Re: Structured Fields: handling extension types (#2393)

--------
Julian Reschke writes:

> Yes (although I believe that a backwards incompatible change would be a
> very very bad idea).

I fully agree.

> > That means that you can parse/serialize all SF-defined fields with
> > SFbis software.
>
> Not really. A spec might say that extension parameters can be added and
> will be ignored when not understood ("must ignore", not uncommon,
> right?). An SFbis parser will accept those, an SF parser will fail.
> That's an interop problem.

If the specification of the field says it is SF, then a well formed
field cannot contain a sf-date anywhere, extension or not.

If somebody tries to define an extension with sf-date to that field,
they will have to redefine the field to be SFbis first, since SF
simply does not have sf-date.

If you choose to parse some particular SF field with a SFbis parser,
and that parser returns sf-date, then it is the responsibility of
your code, as a consequence of your choice to use a SFbis parser,
to detect /any/ sf-date elements in the return value, even if they
are in extensions you dont know about, and reject the field if
you find any.

I fully expect SF-software to solve that problem for you, by offering
both SF and SFbis, either as separate entrypoints, or as a
parameter to indicate which SF-RFC the field with.

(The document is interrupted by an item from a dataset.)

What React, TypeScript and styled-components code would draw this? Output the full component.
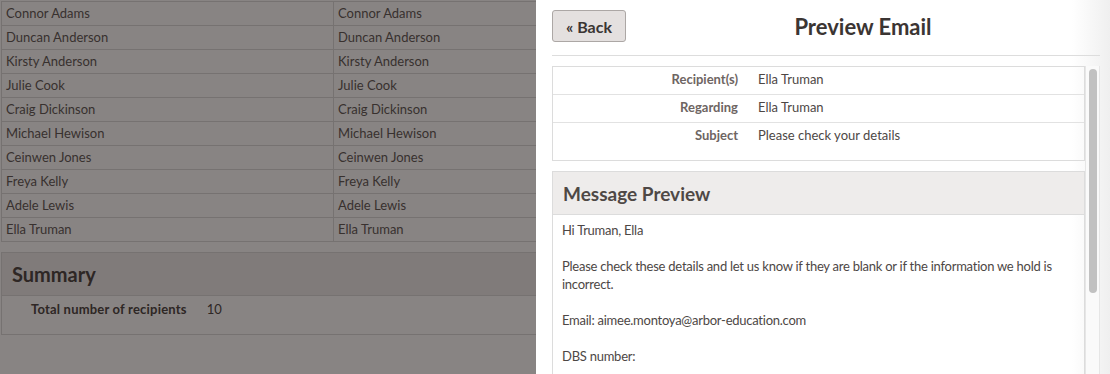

> > But we give no assurances that SFter, should it ever happen, will
> > be equally smooth.
>
> But maybe we should. It's already hard enough to convince spec authors
> to use SF.

It makes no sense to give such an assurance, however weak, when we
have no idea why anybody would even propose a SFter in the first
place.

-- 
Poul-Henning Kamp       | UNIX since Zilog Zeus 3.20
phk@FreeBSD.ORG         | TCP/IP since RFC 956
FreeBSD committer       | BSD since 4.3-tahoe    
Never attribute to malice what can adequately be explained by incompetence.